WHAT IS NEEDED: In the listing below, count the lines with "index" and report only the figure.

══════════════════════════════

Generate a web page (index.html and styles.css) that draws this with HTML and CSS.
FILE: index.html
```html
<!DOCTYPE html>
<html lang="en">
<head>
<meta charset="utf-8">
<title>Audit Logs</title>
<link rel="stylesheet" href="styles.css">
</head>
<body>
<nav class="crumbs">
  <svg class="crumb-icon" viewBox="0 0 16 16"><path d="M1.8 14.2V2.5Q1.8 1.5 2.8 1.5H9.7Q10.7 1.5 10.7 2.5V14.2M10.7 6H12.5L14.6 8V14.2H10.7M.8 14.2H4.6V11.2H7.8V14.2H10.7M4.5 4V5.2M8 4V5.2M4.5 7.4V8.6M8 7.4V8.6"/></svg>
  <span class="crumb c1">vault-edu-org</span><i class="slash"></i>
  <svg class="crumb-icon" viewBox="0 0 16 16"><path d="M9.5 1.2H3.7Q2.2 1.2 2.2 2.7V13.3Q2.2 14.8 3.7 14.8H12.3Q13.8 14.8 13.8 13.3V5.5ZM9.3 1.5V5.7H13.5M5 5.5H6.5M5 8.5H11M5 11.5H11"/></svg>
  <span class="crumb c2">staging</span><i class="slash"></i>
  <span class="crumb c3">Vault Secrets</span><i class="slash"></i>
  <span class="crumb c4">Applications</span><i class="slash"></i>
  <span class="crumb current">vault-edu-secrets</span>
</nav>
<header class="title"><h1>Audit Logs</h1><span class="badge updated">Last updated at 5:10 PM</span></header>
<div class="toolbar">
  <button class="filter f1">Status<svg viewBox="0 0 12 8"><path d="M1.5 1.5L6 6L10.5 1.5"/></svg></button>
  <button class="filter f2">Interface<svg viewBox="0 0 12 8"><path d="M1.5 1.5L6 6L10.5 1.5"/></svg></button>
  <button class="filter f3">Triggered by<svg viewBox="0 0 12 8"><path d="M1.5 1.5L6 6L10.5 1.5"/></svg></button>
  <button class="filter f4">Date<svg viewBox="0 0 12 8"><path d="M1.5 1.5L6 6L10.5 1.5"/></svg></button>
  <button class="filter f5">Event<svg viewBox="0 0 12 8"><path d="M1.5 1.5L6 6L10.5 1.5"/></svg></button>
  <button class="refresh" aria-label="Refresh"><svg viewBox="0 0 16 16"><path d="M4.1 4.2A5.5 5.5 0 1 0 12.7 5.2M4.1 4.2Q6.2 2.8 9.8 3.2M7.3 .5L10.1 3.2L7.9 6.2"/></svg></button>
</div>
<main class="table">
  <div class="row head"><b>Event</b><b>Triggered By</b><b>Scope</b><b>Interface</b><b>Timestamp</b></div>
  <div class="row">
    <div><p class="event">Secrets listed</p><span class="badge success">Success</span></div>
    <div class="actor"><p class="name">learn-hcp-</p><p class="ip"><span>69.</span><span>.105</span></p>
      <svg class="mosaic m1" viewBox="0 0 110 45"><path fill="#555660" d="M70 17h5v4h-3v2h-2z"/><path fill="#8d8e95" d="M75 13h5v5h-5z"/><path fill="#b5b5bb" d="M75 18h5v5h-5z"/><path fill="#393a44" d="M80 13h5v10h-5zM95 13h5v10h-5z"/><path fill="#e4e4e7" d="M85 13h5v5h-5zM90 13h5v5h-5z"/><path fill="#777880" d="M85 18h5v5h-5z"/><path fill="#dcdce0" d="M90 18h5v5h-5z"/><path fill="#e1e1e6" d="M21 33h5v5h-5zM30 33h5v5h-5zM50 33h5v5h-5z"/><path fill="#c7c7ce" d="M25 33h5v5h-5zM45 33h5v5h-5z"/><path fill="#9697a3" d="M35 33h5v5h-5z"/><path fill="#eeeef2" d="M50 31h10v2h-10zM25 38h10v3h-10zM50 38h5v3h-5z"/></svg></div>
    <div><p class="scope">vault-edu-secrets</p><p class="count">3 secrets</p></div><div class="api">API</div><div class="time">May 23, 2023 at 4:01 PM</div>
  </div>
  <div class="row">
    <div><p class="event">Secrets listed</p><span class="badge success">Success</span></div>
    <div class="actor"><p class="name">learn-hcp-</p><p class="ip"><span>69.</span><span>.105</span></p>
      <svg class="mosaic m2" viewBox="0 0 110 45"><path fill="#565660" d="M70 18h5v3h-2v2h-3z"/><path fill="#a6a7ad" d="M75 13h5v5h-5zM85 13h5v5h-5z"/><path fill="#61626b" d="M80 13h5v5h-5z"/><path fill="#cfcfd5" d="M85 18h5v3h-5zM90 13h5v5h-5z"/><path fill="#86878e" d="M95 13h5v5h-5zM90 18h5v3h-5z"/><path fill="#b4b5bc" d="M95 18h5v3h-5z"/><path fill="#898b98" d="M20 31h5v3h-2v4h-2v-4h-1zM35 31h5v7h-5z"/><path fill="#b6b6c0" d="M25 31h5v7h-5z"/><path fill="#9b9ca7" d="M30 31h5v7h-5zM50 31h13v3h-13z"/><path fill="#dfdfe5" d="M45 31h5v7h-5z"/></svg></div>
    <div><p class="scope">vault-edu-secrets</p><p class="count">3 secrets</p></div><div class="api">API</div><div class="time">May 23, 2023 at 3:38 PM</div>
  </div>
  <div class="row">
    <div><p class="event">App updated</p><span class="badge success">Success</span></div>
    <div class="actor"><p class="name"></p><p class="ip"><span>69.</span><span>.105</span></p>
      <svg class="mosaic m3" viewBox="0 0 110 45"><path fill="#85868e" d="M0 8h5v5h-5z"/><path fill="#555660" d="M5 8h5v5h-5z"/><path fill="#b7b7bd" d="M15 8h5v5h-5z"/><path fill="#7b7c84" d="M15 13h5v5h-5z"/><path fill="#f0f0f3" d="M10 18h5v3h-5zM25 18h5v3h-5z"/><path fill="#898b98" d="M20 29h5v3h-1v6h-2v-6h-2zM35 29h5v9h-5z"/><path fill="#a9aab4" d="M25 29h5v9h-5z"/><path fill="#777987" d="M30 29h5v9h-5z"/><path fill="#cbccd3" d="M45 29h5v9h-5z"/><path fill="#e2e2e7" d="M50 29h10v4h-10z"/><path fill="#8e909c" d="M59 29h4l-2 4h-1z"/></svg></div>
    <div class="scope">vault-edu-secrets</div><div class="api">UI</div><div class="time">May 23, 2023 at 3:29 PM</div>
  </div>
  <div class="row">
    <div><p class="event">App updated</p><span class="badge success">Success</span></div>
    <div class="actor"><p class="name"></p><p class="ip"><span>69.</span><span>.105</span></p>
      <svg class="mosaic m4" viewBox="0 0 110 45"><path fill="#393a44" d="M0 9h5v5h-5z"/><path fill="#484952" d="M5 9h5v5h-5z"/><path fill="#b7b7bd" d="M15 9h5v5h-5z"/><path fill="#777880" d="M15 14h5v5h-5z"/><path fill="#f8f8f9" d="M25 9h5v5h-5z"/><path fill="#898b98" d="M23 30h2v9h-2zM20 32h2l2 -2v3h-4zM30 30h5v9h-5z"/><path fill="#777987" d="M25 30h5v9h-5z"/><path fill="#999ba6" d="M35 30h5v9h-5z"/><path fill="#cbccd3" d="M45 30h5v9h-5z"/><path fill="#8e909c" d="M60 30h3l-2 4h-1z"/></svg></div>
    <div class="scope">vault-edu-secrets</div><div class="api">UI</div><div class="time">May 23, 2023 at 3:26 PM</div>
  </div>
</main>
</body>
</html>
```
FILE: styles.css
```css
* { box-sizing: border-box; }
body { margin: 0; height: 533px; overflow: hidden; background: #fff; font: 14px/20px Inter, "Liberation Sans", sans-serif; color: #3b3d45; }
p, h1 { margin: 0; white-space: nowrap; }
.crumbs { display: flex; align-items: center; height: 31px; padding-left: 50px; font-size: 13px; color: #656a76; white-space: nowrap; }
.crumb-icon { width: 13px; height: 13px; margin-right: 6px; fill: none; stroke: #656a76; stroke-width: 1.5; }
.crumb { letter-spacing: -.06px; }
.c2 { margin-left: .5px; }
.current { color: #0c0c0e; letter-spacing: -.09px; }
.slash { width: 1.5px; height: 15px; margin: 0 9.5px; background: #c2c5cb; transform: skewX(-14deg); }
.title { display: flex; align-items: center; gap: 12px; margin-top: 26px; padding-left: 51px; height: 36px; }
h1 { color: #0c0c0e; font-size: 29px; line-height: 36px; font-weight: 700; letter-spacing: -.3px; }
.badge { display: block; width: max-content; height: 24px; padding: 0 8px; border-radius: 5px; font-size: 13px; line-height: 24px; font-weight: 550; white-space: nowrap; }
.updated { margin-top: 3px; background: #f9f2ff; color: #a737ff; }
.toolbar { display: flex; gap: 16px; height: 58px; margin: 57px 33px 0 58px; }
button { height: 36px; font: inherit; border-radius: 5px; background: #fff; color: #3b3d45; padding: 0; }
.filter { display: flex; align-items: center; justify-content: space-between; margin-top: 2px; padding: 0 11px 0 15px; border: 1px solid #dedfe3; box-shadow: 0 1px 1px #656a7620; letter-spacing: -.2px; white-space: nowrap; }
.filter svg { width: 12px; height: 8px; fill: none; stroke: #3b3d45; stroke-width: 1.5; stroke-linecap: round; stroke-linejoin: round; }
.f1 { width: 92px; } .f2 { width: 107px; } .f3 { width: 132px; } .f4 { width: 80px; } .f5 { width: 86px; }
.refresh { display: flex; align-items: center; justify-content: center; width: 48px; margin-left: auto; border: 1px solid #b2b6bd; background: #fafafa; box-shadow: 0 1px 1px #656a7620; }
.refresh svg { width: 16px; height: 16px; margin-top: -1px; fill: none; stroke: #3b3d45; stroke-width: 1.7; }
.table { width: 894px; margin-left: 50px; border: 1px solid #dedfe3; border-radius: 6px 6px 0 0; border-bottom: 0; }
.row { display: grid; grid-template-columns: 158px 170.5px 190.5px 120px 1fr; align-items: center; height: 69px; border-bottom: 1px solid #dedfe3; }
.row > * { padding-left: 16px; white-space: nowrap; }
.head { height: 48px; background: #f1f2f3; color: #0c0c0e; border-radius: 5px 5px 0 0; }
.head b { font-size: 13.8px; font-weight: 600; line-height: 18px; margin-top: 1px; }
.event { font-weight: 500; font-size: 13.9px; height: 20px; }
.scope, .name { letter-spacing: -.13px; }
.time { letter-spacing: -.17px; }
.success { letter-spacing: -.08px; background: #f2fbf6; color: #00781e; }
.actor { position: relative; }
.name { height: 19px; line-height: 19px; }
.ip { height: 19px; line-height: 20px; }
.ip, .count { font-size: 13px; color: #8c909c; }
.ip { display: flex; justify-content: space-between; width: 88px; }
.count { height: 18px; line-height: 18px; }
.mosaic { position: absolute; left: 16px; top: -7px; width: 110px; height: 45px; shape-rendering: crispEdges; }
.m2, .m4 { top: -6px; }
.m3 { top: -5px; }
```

══════════════════════════════

PROBLEM SOLUTION: 2